Spot each line that carries the word "Tailwind"; copy those lines.
==== Data rows
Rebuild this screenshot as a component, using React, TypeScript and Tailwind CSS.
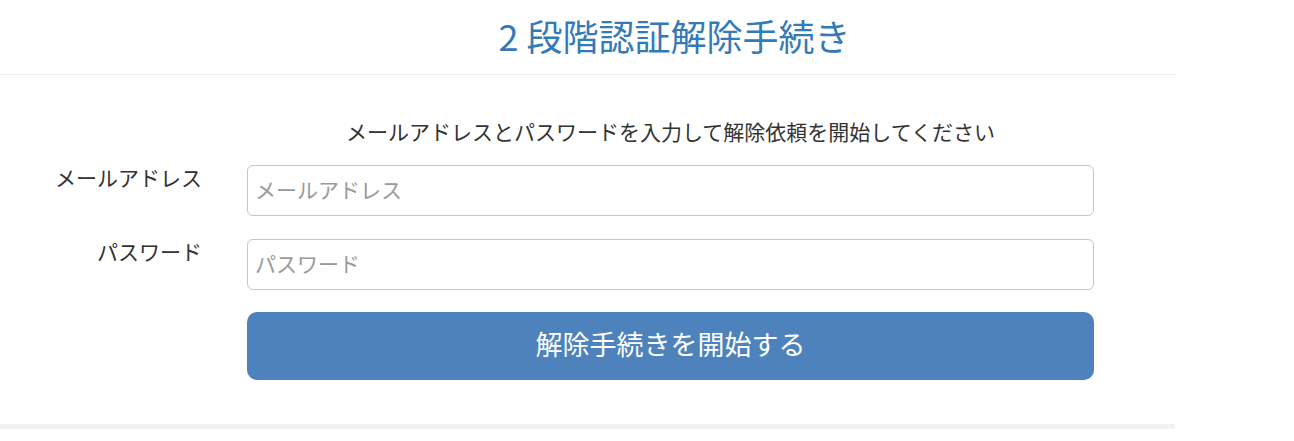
import React from "react";

const font = { fontFamily: '"Noto Sans CJK JP", "Noto Sans", sans-serif' };

export default function App() {
  return (
    <div className="w-[1294px] h-[441px] bg-white" style={font}>
      <div className="w-[1175px]">
        {/* page header */}
        <div className="h-[75px] border-b border-[#eeeeee] flex">
          <div className="w-[247px] shrink-0" />
          <h1 className="w-[847px] pl-[8px] text-center text-[36px] leading-[70px] text-[#337ab7] font-normal">
            2 段階認証解除手続き
          </h1>
        </div>

        {/* form */}
        <div className="pt-[45px] pb-[44px] border-b-[5px] border-[#f2f2f2]">
          <div className="flex">
            <div className="w-[247px] shrink-0" />
            <p className="w-[847px] text-center text-[21px] leading-[22px] text-[#333333]">
              メールアドレスとパスワードを入力して解除依頼を開始してください
            </p>
          </div>

          <div className="flex mt-[23px]">
            <label className="w-[202px] shrink-0 text-right text-[21px] leading-[24px] text-[#333333]">
              メールアドレス
            </label>
            <div className="w-[45px] shrink-0" />
            <input
              type="text"
              placeholder="メールアドレス"
              className="w-[847px] h-[51px] border border-[#c6c6c6] rounded-[6px] px-[7px] pb-[4px] text-[21px] text-[#555555] placeholder:text-[#9a9a9a] outline-none"
              style={font}
            />
          </div>

          <div className="flex mt-[23px]">
            <label className="w-[202px] shrink-0 text-right text-[21px] leading-[24px] text-[#333333]">
              パスワード
            </label>
            <div className="w-[45px] shrink-0" />
            <input
              type="password"
              placeholder="パスワード"
              className="w-[847px] h-[51px] border border-[#c6c6c6] rounded-[6px] px-[7px] pb-[4px] text-[21px] text-[#555555] placeholder:text-[#9a9a9a] outline-none"
              style={font}
            />
          </div>

          <div className="flex mt-[22px]">
            <div className="w-[247px] shrink-0" />
            <button
              type="button"
              className="w-[847px] h-[68px] rounded-[10px] bg-[#4d82bc] text-white text-[27px] flex items-center justify-center pb-[4px]"
              style={font}
            >
              解除手続きを開始する
            </button>
          </div>
        </div>
      </div>
    </div>
  );
}
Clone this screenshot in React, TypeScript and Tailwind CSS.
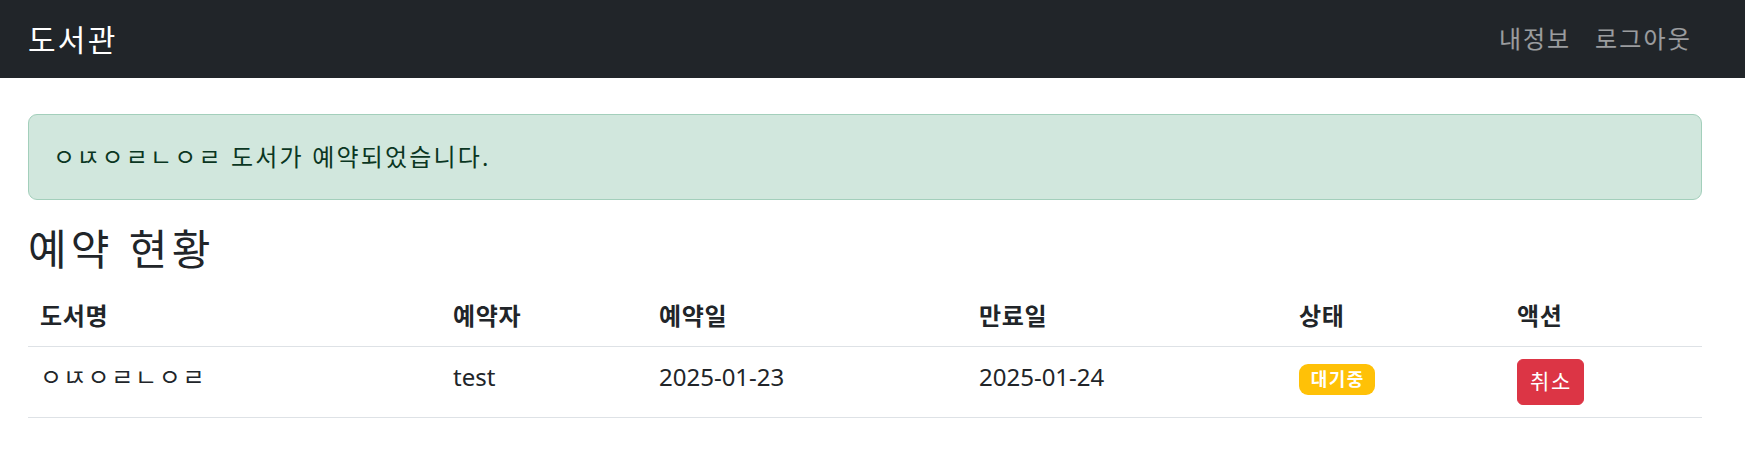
import React from "react";

export default function App() {
  return (
    <div className="min-h-[453px] bg-white font-['Noto_Sans','Noto_Sans_CJK_KR',sans-serif] text-[#212529]">
      <nav className="h-[78px] bg-[#212529] flex items-center">
        <div className="ml-[28px] w-[1674px] flex items-center justify-between">
          <span className="text-[30px] leading-[45px] text-white tracking-[0.075em]">도서관</span>
          <div className="flex items-center">
            <a className="px-[12px] text-[24px] leading-[36px] text-white/55 tracking-[0.08em]">내정보</a>
            <a className="pl-[12px] pr-[10px] text-[24px] leading-[36px] text-white/55 tracking-[0.09em]">로그아웃</a>
          </div>
        </div>
      </nav>
      <main className="ml-[28px] w-[1674px] pt-[36px]">
        <div className="border border-[#a3cfbb] bg-[#d1e7dd] text-[#0a3622] rounded-[9px] p-[24px] text-[24px] leading-[36px] mb-[24px] tracking-[0.09em]">
          ㅇㄵㅇㄹㄴㅇㄹ 도서가 예약되었습니다.
        </div>
        <h3 className="text-[42px] leading-[50.4px] mb-[12px] font-normal tracking-[0.1em]">예약 현황</h3>
        <table className="w-full table-fixed border-collapse text-[24px] leading-[36px] align-top">
          <colgroup>
            <col className="w-[413px]" />
            <col className="w-[206px]" />
            <col className="w-[320px]" />
            <col className="w-[320px]" />
            <col className="w-[218px]" />
            <col className="w-[197px]" />
          </colgroup>
          <thead>
            <tr>
              <th className="p-[12px] text-left font-bold border-b border-[#dee2e6] tracking-[0.03em]">도서명</th>
              <th className="p-[12px] text-left font-bold border-b border-[#dee2e6] tracking-[0.03em]">예약자</th>
              <th className="p-[12px] text-left font-bold border-b border-[#dee2e6] tracking-[0.03em]">예약일</th>
              <th className="p-[12px] text-left font-bold border-b border-[#dee2e6] tracking-[0.03em]">만료일</th>
              <th className="p-[12px] text-left font-bold border-b border-[#dee2e6] tracking-[0.03em]">상태</th>
              <th className="p-[12px] text-left font-bold border-b border-[#dee2e6] tracking-[0.03em]">액션</th>
            </tr>
          </thead>
          <tbody>
            <tr>
              <td className="p-[12px] align-top border-b border-[#dee2e6] tracking-[0.07em]">ㅇㄵㅇㄹㄴㅇㄹ</td>
              <td className="p-[12px] align-top border-b border-[#dee2e6]">test</td>
              <td className="p-[12px] align-top border-b border-[#dee2e6]">2025-01-23</td>
              <td className="p-[12px] align-top border-b border-[#dee2e6]">2025-01-24</td>
              <td className="p-[12px] align-top border-b border-[#dee2e6]">
                <span className="inline-block bg-[#ffc107] text-white text-[18px] font-bold leading-none pl-[11.7px] pr-[10.3px] py-[6.3px] rounded-[9px] tracking-[0.08em]">
                  대기중
                </span>
              </td>
              <td className="p-[12px] align-top border-b border-[#dee2e6]">
                <button className="bg-[#dc3545] border border-[#dc3545] text-white text-[21px] leading-[31.5px] pl-[12px] pr-[10.5px] py-[6px] rounded-[6px] tracking-[0.08em]">
                  취소
                </button>
              </td>
            </tr>
          </tbody>
        </table>
      </main>
    </div>
  );
}
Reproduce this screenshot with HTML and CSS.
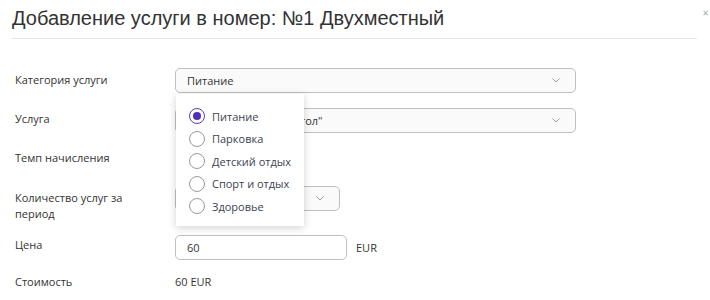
FILE: index.html
```html
<!DOCTYPE html>
<html lang="ru">
<head>
<meta charset="utf-8">
<link rel="stylesheet" href="styles.css">
</head>
<body>
<div class="modal">
  <div class="header">
    <h1 class="title">Добавление услуги в номер: №1 Двухместный</h1>
    <span class="close">&#x2715;</span>
  </div>
  <div class="form">
    <div class="row r1">
      <div class="label">Категория услуги</div>
      <div class="field">
        <div class="select wide"><span>Питание</span><svg class="chev" viewBox="0 0 8 5"><path d="M0.5 0.5 L4 4 L7.5 0.5" fill="none" stroke="#999" stroke-width="1"/></svg></div>
        <div class="menu">
          <div class="opt"><span class="radio on"></span>Питание</div>
          <div class="opt"><span class="radio"></span>Парковка</div>
          <div class="opt"><span class="radio"></span>Детский отдых</div>
          <div class="opt"><span class="radio"></span>Спорт и отдых</div>
          <div class="opt"><span class="radio"></span>Здоровье</div>
        </div>
      </div>
    </div>
    <div class="row r2">
      <div class="label">Услуга</div>
      <div class="field">
        <div class="select wide"><span>Завтрак "Шведский стол"</span><svg class="chev" viewBox="0 0 8 5"><path d="M0.5 0.5 L4 4 L7.5 0.5" fill="none" stroke="#999" stroke-width="1"/></svg></div>
      </div>
    </div>
    <div class="row r3">
      <div class="label">Темп начисления</div>
      <div class="field"></div>
    </div>
    <div class="row r4">
      <div class="label">Количество услуг за<br>период</div>
      <div class="field">
        <div class="select small"><span>1</span><svg class="chev" viewBox="0 0 8 5"><path d="M0.5 0.5 L4 4 L7.5 0.5" fill="none" stroke="#999" stroke-width="1"/></svg></div>
      </div>
    </div>
    <div class="row r5">
      <div class="label">Цена</div>
      <div class="field inline">
        <div class="input">60</div>
        <span class="unit">EUR</span>
      </div>
    </div>
    <div class="row r6">
      <div class="label">Стоимость</div>
      <div class="field"><span class="value">60 EUR</span></div>
    </div>
  </div>
</div>
</body>
</html>
```
FILE: styles.css
```css
* { box-sizing: border-box; }
html, body { margin: 0; padding: 0; background: #fff; }
body {
  font-family: "Open Sans", "Noto Sans", sans-serif;
  font-size: 11px;
  color: #333;
  width: 710px;
  height: 300px;
  overflow: hidden;
}
.modal { padding: 0 13px 0 12px; }
.header {
  position: relative;
  height: 39px;
  border-bottom: 1px solid #e5e5e5;
}
.title {
  margin: 0;
  padding-top: 6px;
  font-family: "Liberation Sans", Arial, sans-serif;
  font-weight: normal;
  font-size: 20px;
  line-height: 24px;
  color: #333;
}
.close {
  position: absolute;
  right: -12px;
  top: 9px;
  font-size: 8px;
  color: #aaa;
  font-family: "DejaVu Sans", sans-serif;
}
.form { padding-left: 3px; }
.row {
  display: grid;
  grid-template-columns: 160px 1fr;
  align-items: start;
}
.label { line-height: 16px; color: #333; }
.field { position: relative; }
.r1 { margin-top: 29px; }
.r1 .label { padding-top: 4px; }
.r2 { margin-top: 15px; }
.r2 .label { padding-top: 3px; }
.r3 { margin-top: 17px; height: 22px; }
.r3 .label { padding-top: 0; }
.r4 { margin-top: 14px; }
.r4 .label { padding-top: 4px; }
.r5 { margin-top: 13px; }
.r5 .label { padding-top: 2px; }
.r6 { margin-top: 14px; }
.select {
  height: 25px;
  border: 1px solid #bfbfbf;
  border-radius: 5px;
  background: #fafafa;
  display: flex;
  align-items: center;
  justify-content: space-between;
  padding: 0 15px 0 11px;
  color: #333;
}
.select.wide { width: 401px; }
.select.small { width: 165px; }
.chev { width: 8px; height: 5px; }
.inline { display: flex; align-items: center; gap: 9px; }
.input {
  width: 172px;
  height: 25px;
  border: 1px solid #bfbfbf;
  border-radius: 5px;
  background: #fff;
  padding: 0 11px;
  display: flex;
  align-items: center;
}
.unit { color: #333; }
.value { line-height: 16px; }
.menu {
  position: absolute;
  left: 1px;
  top: 26px;
  width: 128px;
  height: 132px;
  background: #fff;
  box-shadow: 0 2px 8px rgba(0,0,0,0.18);
  padding: 11px 0 0 13px;
  z-index: 5;
}
.opt {
  display: flex;
  align-items: center;
  height: 22.5px;
  color: #3c3f52;
}
.radio {
  width: 16px;
  height: 16px;
  border-radius: 50%;
  border: 1.5px solid #9a9a9a;
  margin-right: 7px;
  background: #fff;
  display: flex;
  align-items: center;
  justify-content: center;
  flex: none;
}
.radio.on { border-color: #5b3fc0; }
.radio.on::after {
  content: "";
  width: 8px;
  height: 8px;
  border-radius: 50%;
  background: #4f2fb5;
}
```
========
» Written solution:
Rebuild this screenshot as a component, using React, TypeScript and Tailwind CSS.
Clone this screenshot in React, TypeScript and Tailwind CSS.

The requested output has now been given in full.